**Given problem**: Please copy every line of the records below that holds the word "Tailwind".
■ ■ ■
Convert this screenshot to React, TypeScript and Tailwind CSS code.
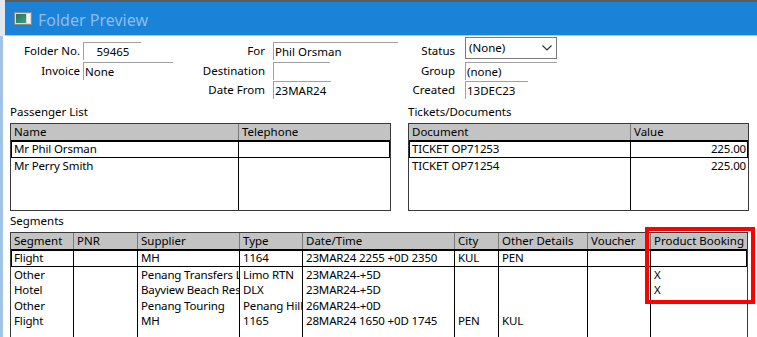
import React from "react"

const font = "font-['Noto_Sans',sans-serif]"

function Label({ children, className }: { children?: React.ReactNode; className: string }) {
	return <div className={`h-[18px] shrink-0 text-right text-[11.5px] leading-[18px] text-black ${className}`}>{children}</div>
}

function Input({ value, className }: { value?: string; className: string }) {
	return (
		<div
			className={`h-[18px] overflow-hidden border-t border-l border-[#a0a0a0] bg-white pl-[1px] text-[11.5px] leading-[17px] whitespace-nowrap text-black ${className}`}
		>
			{value}
		</div>
	)
}

function StatusSelect() {
	return (
		<div className="flex h-[22px] w-[92px] items-center justify-between border border-[#7a7a7a] bg-white pr-[4px] pl-[3px] text-[11.5px] text-black">
			<span>(None)</span>
			<svg width="10" height="6" viewBox="0 0 10 6">
				<polyline points="0.5,0.5 5,5 9.5,0.5" fill="none" stroke="#333" strokeWidth="1.2" />
			</svg>
		</div>
	)
}

function FolderForm() {
	return (
		<div className="flex flex-col pt-[1px]">
			<div className="flex h-[23px] items-end">
				<Label className="w-[78px] pr-[1px]">Folder No.</Label>
				<div className="w-[119px] shrink-0 pl-[2px]">
					<Input value="59465" className="w-[58px] pl-0 text-center" />
				</div>
				<Label className="w-[67px] pr-[2px]">For</Label>
				<div className="w-[133px] shrink-0 pl-[6px]">
					<Input value="Phil Orsman" className="w-[125px]" />
				</div>
				<Label className="w-[57px] pr-[2px]">Status</Label>
				<div className="shrink-0 self-start pl-[8px]">
					<StatusSelect />
				</div>
			</div>
			<div className="flex h-[20px] items-end">
				<Label className="w-[78px] pr-[1px]">Invoice</Label>
				<div className="w-[119px] shrink-0 pl-[2px]">
					<Input value="None" className="w-[90px]" />
				</div>
				<Label className="w-[67px] pr-[2px]">Destination</Label>
				<div className="w-[133px] shrink-0 pl-[6px]">
					<Input className="w-[57px]" />
				</div>
				<Label className="w-[57px] pr-[2px]">Group</Label>
				<div className="shrink-0 pl-[8px]">
					<Input value="(none)" className="w-[92px]" />
				</div>
			</div>
			<div className="flex h-[19px] items-end">
				<div className="w-[197px] shrink-0" />
				<Label className="w-[67px] pr-[2px]">Date From</Label>
				<div className="w-[133px] shrink-0 pl-[6px]">
					<Input value="23MAR24" className="w-[58px]" />
				</div>
				<Label className="w-[57px] pr-[2px]">Created</Label>
				<div className="shrink-0 pl-[8px]">
					<Input value="13DEC23" className="w-[63px]" />
				</div>
			</div>
		</div>
	)
}

interface Column {
	title: string
	width: number
	right?: boolean
}

function Grid({
	columns,
	rows,
	height,
	rowHeight,
}: {
	columns: Column[]
	rows: string[][]
	height: number
	rowHeight: number
}) {
	return (
		<div className="flex flex-col overflow-hidden border border-[#3a3a3a] bg-white" style={{ height }}>
			<div className="flex h-[17px] shrink-0 border-b border-black bg-[#c3c3c3]">
				{columns.map((col, i) => (
					<div
						key={col.title}
						className={`shrink-0 overflow-hidden pl-[3px] text-[11.5px] leading-[16px] whitespace-nowrap text-black ${
							i > 0 ? "border-l border-[#7a7a7a]" : ""
						}`}
						style={{ width: col.width }}
					>
						{col.title}
					</div>
				))}
			</div>
			{rows.map((row, r) => (
				<div
					key={r}
					className={`flex shrink-0 ${r === 0 ? "outline-1 -outline-offset-1 outline-black" : ""}`}
					style={{ height: r === 0 ? rowHeight + 1 : rowHeight }}
				>
					{columns.map((col, i) => (
						<div
							key={col.title}
							className={`shrink-0 overflow-hidden text-[11.5px] tracking-[-0.15px] whitespace-nowrap text-black ${
								i > 0 ? "border-l border-black" : ""
							} ${col.right ? "pr-[2px] text-right" : "pl-[3px]"}`}
							style={{ width: col.width, lineHeight: `${rowHeight}px` }}
						>
							{row[i]}
						</div>
					))}
				</div>
			))}
			<div className="flex flex-1">
				{columns.map((col, i) => (
					<div key={col.title} className={`shrink-0 ${i > 0 ? "border-l border-black" : ""}`} style={{ width: col.width }} />
				))}
			</div>
		</div>
	)
}

function SectionLabel({ children }: { children: React.ReactNode }) {
	return <div className="h-[20px] text-[11.5px] leading-[20px] text-black">{children}</div>
}

const passengerColumns: Column[] = [
	{ title: "Name", width: 227 },
	{ title: "Telephone", width: 152 },
]

const ticketColumns: Column[] = [
	{ title: "Document", width: 221 },
	{ title: "Value", width: 118, right: true },
]

const segmentColumns: Column[] = [
	{ title: "Segment", width: 62 },
	{ title: "PNR", width: 64 },
	{ title: "Supplier", width: 102 },
	{ title: "Type", width: 63 },
	{ title: "Date/Time", width: 152 },
	{ title: "City", width: 44 },
	{ title: "Other Details", width: 89 },
	{ title: "Voucher", width: 63 },
	{ title: "Product Booking", width: 97 },
]

const segments = [
	["Flight", "", "MH", "1164", "23MAR24 2255 +0D 2350", "KUL", "PEN", "", ""],
	["Other", "", "Penang Transfers Ltd", "Limo RTN", "23MAR24-+5D", "", "", "", "X"],
	["Hotel", "", "Bayview Beach Resort", "DLX", "23MAR24-+5D", "", "", "", "X"],
	["Other", "", "Penang Touring", "Penang Hill", "26MAR24-+0D", "", "", "", ""],
	["Flight", "", "MH", "1165", "28MAR24 1650 +0D 1745", "PEN", "KUL", "", ""],
]

function WindowIcon() {
	return (
		<svg width="18" height="13" viewBox="0 0 18 13">
			<defs>
				<linearGradient id="pane" x1="0" y1="0" x2="1" y2="1">
					<stop offset="0" stopColor="#2f6e62" />
					<stop offset="1" stopColor="#3aa27a" />
				</linearGradient>
			</defs>
			<rect x="0.5" y="0.5" width="17" height="12" fill="#d9d9d9" stroke="#8a8a8a" />
			<rect x="2" y="2" width="10" height="9" fill="url(#pane)" />
			<rect x="13" y="2" width="3" height="9" fill="#f4f4f4" />
		</svg>
	)
}

export default function App() {
	return (
		<div className={`relative flex h-[337px] w-[757px] flex-col overflow-hidden bg-white ${font}`}>
			<div className="flex h-[36px] shrink-0">
				<div className="w-[5px] shrink-0 bg-[#e2e7ed]" />
				<div className="flex flex-1 flex-col border-t-2 border-[#5c5c5c]">
					<div className="flex h-[33px] items-center gap-[6px] bg-[#1a83d8] pl-[9px]">
						<WindowIcon />
						<span className="pt-[2px] text-[16px] leading-none text-[#8dbdeb]">Folder Preview</span>
					</div>
					<div className="h-[1px] bg-[#b4c6d8]" />
				</div>
			</div>
			<div className="flex flex-1">
				<div className="w-[3px] shrink-0 bg-[#a0c3e6]" />
				<div className="flex flex-1 flex-col">
					<FolderForm />
					<div className="flex gap-[17px] pt-[3px] pl-[7px]">
						<div className="flex w-[381px] flex-col">
							<SectionLabel>Passenger List</SectionLabel>
							<div className="pt-[1px]">
								<Grid
									columns={passengerColumns}
									rows={[
										["Mr Phil Orsman", ""],
										["Mr Perry Smith", ""],
									]}
									height={88}
									rowHeight={16}
								/>
							</div>
						</div>
						<div className="flex w-[341px] flex-col">
							<SectionLabel>Tickets/Documents</SectionLabel>
							<div className="pt-[1px]">
								<Grid
									columns={ticketColumns}
									rows={[
										["TICKET OP71253", "225.00"],
										["TICKET OP71254", "225.00"],
									]}
									height={88}
									rowHeight={16}
								/>
							</div>
						</div>
					</div>
					<div className="flex w-[745px] flex-col pl-[7px]">
						<SectionLabel>Segments</SectionLabel>
						<div className="pt-[1px]">
							<Grid columns={segmentColumns} rows={segments} height={120} rowHeight={15.5} />
						</div>
					</div>
				</div>
			</div>
			<div className="absolute top-[227px] left-[645px] h-[77px] w-[110px] border-4 border-[#ff0000]" />
		</div>
	)
}
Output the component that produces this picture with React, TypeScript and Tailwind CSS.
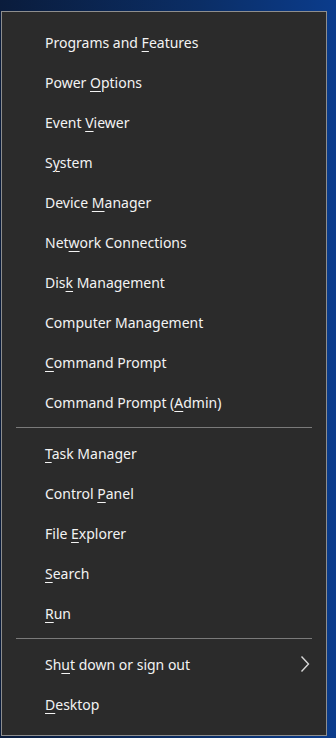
import React from 'react';

type MenuItem = {
  label: string;
  key: number; // index of the underlined access-key letter, -1 for none
  submenu?: boolean;
};

const groups: MenuItem[][] = [
  [
    { label: 'Programs and Features', key: 13 },
    { label: 'Power Options', key: 6 },
    { label: 'Event Viewer', key: 6 },
    { label: 'System', key: 1 },
    { label: 'Device Manager', key: 7 },
    { label: 'Network Connections', key: 3 },
    { label: 'Disk Management', key: 3 },
    { label: 'Computer Management', key: -1 },
    { label: 'Command Prompt', key: 0 },
    { label: 'Command Prompt (Admin)', key: 16 },
  ],
  [
    { label: 'Task Manager', key: 0 },
    { label: 'Control Panel', key: 8 },
    { label: 'File Explorer', key: 5 },
    { label: 'Search', key: 0 },
    { label: 'Run', key: 0 },
  ],
  [
    { label: 'Shut down or sign out', key: 2, submenu: true },
    { label: 'Desktop', key: 0 },
  ],
];

const Label: React.FC<{ text: string; at: number }> = ({ text, at }) => {
  if (at < 0) return <span>{text}</span>;
  return (
    <span>
      {text.slice(0, at)}
      <span className="underline underline-offset-[3px] decoration-1">{text.charAt(at)}</span>
      {text.slice(at + 1)}
    </span>
  );
};

export default function App() {
  return (
    <div
      className="w-[336px] h-[738px] overflow-hidden pt-[11px] pl-[1px] bg-[linear-gradient(90deg,#0a1c3c_0%,#0b2e66_60%,#0b3c8c_100%)]"
      style={{ fontFamily: '"Noto Sans", "Open Sans", sans-serif' }}
    >
      <div className="w-[326px] h-[725px] border border-[#8e8e8e] bg-[#2b2b2b] pt-[10px] flex flex-col">
        {groups.map((group, gi) => (
          <React.Fragment key={gi}>
            {gi > 0 && (
              <div className="h-[11px] flex items-center px-[14px]">
                <div className="h-px w-full bg-[#7a7a7a]" />
              </div>
            )}
            {group.map((item) => (
              <div
                key={item.label}
                className="h-10 flex items-center pl-[43px] pr-[16px] text-[14px] text-[#f3f3f3]"
              >
                <Label text={item.label} at={item.key} />
                {item.submenu && (
                  <svg
                    className="ml-auto"
                    width="10"
                    height="18"
                    viewBox="0 0 10 18"
                    fill="none"
                    stroke="#d8d8d8"
                    strokeWidth="1.4"
                  >
                    <path d="M1.5 1.5 L8.5 9 L1.5 16.5" />
                  </svg>
                )}
              </div>
            ))}
          </React.Fragment>
        ))}
      </div>
    </div>
  );
}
■ ■ ■
**Finished answer**:
Convert this screenshot to React, TypeScript and Tailwind CSS code.
Output the component that produces this picture with React, TypeScript and Tailwind CSS.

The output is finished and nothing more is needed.